DIRECTION:
Return the listing below verbatim. Pictures do not belong in the copy.

================

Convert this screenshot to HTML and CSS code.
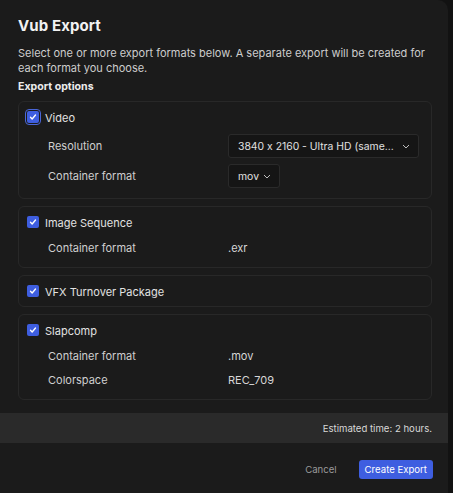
FILE: index.html
```html
<!DOCTYPE html>
<html>
<head>
<meta charset="utf-8">
<link rel="stylesheet" href="styles.css">
</head>
<body>
<div class="dialog">
  <div class="main">
    <h1 class="title">Vub Export</h1>
    <p class="desc">Select one or more export formats below. A separate export will be created for each format you choose.</p>
    <h2 class="section">Export options</h2>

    <div class="card">
      <label class="check-row">
        <span class="cb focus"><svg viewBox="0 0 12 12"><path d="M3 6.3l2 2.1L9 3.6"/></svg></span>
        <span class="cb-label">Video</span>
      </label>
      <div class="opt opt-select">
        <span class="opt-name">Resolution</span>
        <span class="select wide">3840 x 2160 - Ultra HD (same... <svg class="chev" viewBox="0 0 8 5"><path d="M1 1l3 3 3-3"/></svg></span>
      </div>
      <div class="opt opt-select">
        <span class="opt-name">Container format</span>
        <span class="select">mov <svg class="chev" viewBox="0 0 8 5"><path d="M1 1l3 3 3-3"/></svg></span>
      </div>
    </div>

    <div class="card">
      <label class="check-row">
        <span class="cb"><svg viewBox="0 0 12 12"><path d="M3 6.3l2 2.1L9 3.6"/></svg></span>
        <span class="cb-label">Image Sequence</span>
      </label>
      <div class="opt">
        <span class="opt-name">Container format</span>
        <span class="opt-val">.exr</span>
      </div>
    </div>

    <div class="card">
      <label class="check-row">
        <span class="cb"><svg viewBox="0 0 12 12"><path d="M3 6.3l2 2.1L9 3.6"/></svg></span>
        <span class="cb-label">VFX Turnover Package</span>
      </label>
    </div>

    <div class="card">
      <label class="check-row">
        <span class="cb"><svg viewBox="0 0 12 12"><path d="M3 6.3l2 2.1L9 3.6"/></svg></span>
        <span class="cb-label">Slapcomp</span>
      </label>
      <div class="opt">
        <span class="opt-name">Container format</span>
        <span class="opt-val">.mov</span>
      </div>
      <div class="opt">
        <span class="opt-name">Colorspace</span>
        <span class="opt-val">REC_709</span>
      </div>
    </div>
  </div>

  <div class="estimate">Estimated time: 2 hours.</div>

  <div class="actions">
    <button class="btn-cancel">Cancel</button>
    <button class="btn-primary">Create Export</button>
  </div>
</div>
</body>
</html>
```

FILE: styles.css
```css
* { box-sizing: border-box; }
html, body {
  margin: 0;
  padding: 0;
  background: #121212;
  height: 100%;
}
body {
  font-family: Inter, "Noto Sans", sans-serif;
  font-feature-settings: "calt" 0;
  color: #e6e6e6;
  overflow: hidden;
}
.dialog {
  width: 448px;
  height: 493px;
  background: #1b1b1b;
  border-top-right-radius: 10px;
  display: flex;
  flex-direction: column;
}
.main {
  padding: 16px 16px 0 18px;
  flex: 0 0 auto;
}
.title {
  margin: 0;
  font-size: 15px;
  font-weight: 700;
  line-height: 20px;
  color: #f2f2f2;
  letter-spacing: 0.1px;
}
.desc {
  margin: 10px 0 0;
  font-size: 11px;
  line-height: 15px;
  color: #cdcdcd;
}
.section {
  margin: 4px 0 0;
  font-size: 10.6px;
  font-weight: 700;
  line-height: 14px;
  color: #ececec;
}
.card {
  border: 1px solid #282828;
  border-radius: 6px;
  margin-top: 7px;
  padding: 7px 11px 7px 8px;
  display: flex;
  flex-direction: column;
}
.check-row {
  display: flex;
  align-items: center;
  height: 16px;
}
.check-row + .opt { margin-top: 6px; }
.cb {
  width: 12px;
  height: 12px;
  border-radius: 2px;
  background: #3e5ee0;
  display: flex;
  align-items: center;
  justify-content: center;
  margin-right: 6px;
  flex: 0 0 12px;
}
.cb.focus {
  outline: 1.5px solid #4a66d6;
  outline-offset: 1px;
}
.cb svg {
  width: 10px;
  height: 10px;
  fill: none;
  stroke: #ffffff;
  stroke-width: 1.6;
  stroke-linecap: round;
  stroke-linejoin: round;
}
.cb-label {
  font-size: 11px;
  color: #e2e2e2;
  padding-top: 2px;
}
.opt {
  display: flex;
  align-items: center;
  height: 24px;
  font-size: 11px;
  color: #cfcfcf;
  padding-left: 21px;
}
.opt-select { height: 30px; }
.opt-name {
  width: 180px;
  flex: 0 0 180px;
}
.opt-val { color: #d6d6d6; }
.select {
  display: inline-flex;
  align-items: center;
  height: 24px;
  padding: 0 8px 0 9px;
  background: #151515;
  border: 1px solid #2a2a2a;
  border-radius: 3px;
  color: #e0e0e0;
  white-space: nowrap;
  font-size: 10.4px;
}
.select.wide { width: 191px; }
.chev {
  width: 8px;
  height: 5px;
  margin-left: 4px;
  fill: none;
  stroke: #bdbdbd;
  stroke-width: 1;
  flex: 0 0 8px;
}
.select.wide .chev { margin-left: auto; }
.estimate {
  margin-top: 13px;
  height: 30px;
  background: #2a2a2a;
  display: flex;
  align-items: center;
  justify-content: flex-end;
  padding-right: 16px;
  font-size: 9.6px;
  color: #d8d8d8;
}
.actions {
  display: flex;
  justify-content: flex-end;
  align-items: center;
  gap: 12px;
  padding: 17px 15px 0 0;
}
button {
  font-family: Inter, "Noto Sans", sans-serif;
  font-feature-settings: "calt" 0;
  font-size: 9.6px;
  border: none;
  cursor: pointer;
}
.btn-cancel {
  background: transparent;
  color: #9a9a9a;
  padding: 0 10px;
  height: 19px;
}
.btn-primary {
  background: #3e5ee0;
  color: #ffffff;
  border-radius: 3px;
  height: 19px;
  padding: 0 6px;
}
```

================

RESPONSE:
Convert this screenshot to HTML and CSS code.
FILE: index.html
```html
<!DOCTYPE html>
<html>
<head>
<meta charset="utf-8">
<link rel="stylesheet" href="styles.css">
</head>
<body>
<div class="dialog">
  <div class="main">
    <h1 class="title">Vub Export</h1>
    <p class="desc">Select one or more export formats below. A separate export will be created for each format you choose.</p>
    <h2 class="section">Export options</h2>

    <div class="card">
      <label class="check-row">
        <span class="cb focus"><svg viewBox="0 0 12 12"><path d="M3 6.3l2 2.1L9 3.6"/></svg></span>
        <span class="cb-label">Video</span>
      </label>
      <div class="opt opt-select">
        <span class="opt-name">Resolution</span>
        <span class="select wide">3840 x 2160 - Ultra HD (same... <svg class="chev" viewBox="0 0 8 5"><path d="M1 1l3 3 3-3"/></svg></span>
      </div>
      <div class="opt opt-select">
        <span class="opt-name">Container format</span>
        <span class="select">mov <svg class="chev" viewBox="0 0 8 5"><path d="M1 1l3 3 3-3"/></svg></span>
      </div>
    </div>

    <div class="card">
      <label class="check-row">
        <span class="cb"><svg viewBox="0 0 12 12"><path d="M3 6.3l2 2.1L9 3.6"/></svg></span>
        <span class="cb-label">Image Sequence</span>
      </label>
      <div class="opt">
        <span class="opt-name">Container format</span>
        <span class="opt-val">.exr</span>
      </div>
    </div>

    <div class="card">
      <label class="check-row">
        <span class="cb"><svg viewBox="0 0 12 12"><path d="M3 6.3l2 2.1L9 3.6"/></svg></span>
        <span class="cb-label">VFX Turnover Package</span>
      </label>
    </div>

    <div class="card">
      <label class="check-row">
        <span class="cb"><svg viewBox="0 0 12 12"><path d="M3 6.3l2 2.1L9 3.6"/></svg></span>
        <span class="cb-label">Slapcomp</span>
      </label>
      <div class="opt">
        <span class="opt-name">Container format</span>
        <span class="opt-val">.mov</span>
      </div>
      <div class="opt">
        <span class="opt-name">Colorspace</span>
        <span class="opt-val">REC_709</span>
      </div>
    </div>
  </div>

  <div class="estimate">Estimated time: 2 hours.</div>

  <div class="actions">
    <button class="btn-cancel">Cancel</button>
    <button class="btn-primary">Create Export</button>
  </div>
</div>
</body>
</html>
```

FILE: styles.css
```css
* { box-sizing: border-box; }
html, body {
  margin: 0;
  padding: 0;
  background: #121212;
  height: 100%;
}
body {
  font-family: Inter, "Noto Sans", sans-serif;
  font-feature-settings: "calt" 0;
  color: #e6e6e6;
  overflow: hidden;
}
.dialog {
  width: 448px;
  height: 493px;
  background: #1b1b1b;
  border-top-right-radius: 10px;
  display: flex;
  flex-direction: column;
}
.main {
  padding: 16px 16px 0 18px;
  flex: 0 0 auto;
}
.title {
  margin: 0;
  font-size: 15px;
  font-weight: 700;
  line-height: 20px;
  color: #f2f2f2;
  letter-spacing: 0.1px;
}
.desc {
  margin: 10px 0 0;
  font-size: 11px;
  line-height: 15px;
  color: #cdcdcd;
}
.section {
  margin: 4px 0 0;
  font-size: 10.6px;
  font-weight: 700;
  line-height: 14px;
  color: #ececec;
}
.card {
  border: 1px solid #282828;
  border-radius: 6px;
  margin-top: 7px;
  padding: 7px 11px 7px 8px;
  display: flex;
  flex-direction: column;
}
.check-row {
  display: flex;
  align-items: center;
  height: 16px;
}
.check-row + .opt { margin-top: 6px; }
.cb {
  width: 12px;
  height: 12px;
  border-radius: 2px;
  background: #3e5ee0;
  display: flex;
  align-items: center;
  justify-content: center;
  margin-right: 6px;
  flex: 0 0 12px;
}
.cb.focus {
  outline: 1.5px solid #4a66d6;
  outline-offset: 1px;
}
.cb svg {
  width: 10px;
  height: 10px;
  fill: none;
  stroke: #ffffff;
  stroke-width: 1.6;
  stroke-linecap: round;
  stroke-linejoin: round;
}
.cb-label {
  font-size: 11px;
  color: #e2e2e2;
  padding-top: 2px;
}
.opt {
  display: flex;
  align-items: center;
  height: 24px;
  font-size: 11px;
  color: #cfcfcf;
  padding-left: 21px;
}
.opt-select { height: 30px; }
.opt-name {
  width: 180px;
  flex: 0 0 180px;
}
.opt-val { color: #d6d6d6; }
.select {
  display: inline-flex;
  align-items: center;
  height: 24px;
  padding: 0 8px 0 9px;
  background: #151515;
  border: 1px solid #2a2a2a;
  border-radius: 3px;
  color: #e0e0e0;
  white-space: nowrap;
  font-size: 10.4px;
}
.select.wide { width: 191px; }
.chev {
  width: 8px;
  height: 5px;
  margin-left: 4px;
  fill: none;
  stroke: #bdbdbd;
  stroke-width: 1;
  flex: 0 0 8px;
}
.select.wide .chev { margin-left: auto; }
.estimate {
  margin-top: 13px;
  height: 30px;
  background: #2a2a2a;
  display: flex;
  align-items: center;
  justify-content: flex-end;
  padding-right: 16px;
  font-size: 9.6px;
  color: #d8d8d8;
}
.actions {
  display: flex;
  justify-content: flex-end;
  align-items: center;
  gap: 12px;
  padding: 17px 15px 0 0;
}
button {
  font-family: Inter, "Noto Sans", sans-serif;
  font-feature-settings: "calt" 0;
  font-size: 9.6px;
  border: none;
  cursor: pointer;
}
.btn-cancel {
  background: transparent;
  color: #9a9a9a;
  padding: 0 10px;
  height: 19px;
}
.btn-primary {
  background: #3e5ee0;
  color: #ffffff;
  border-radius: 3px;
  height: 19px;
  padding: 0 6px;
}
```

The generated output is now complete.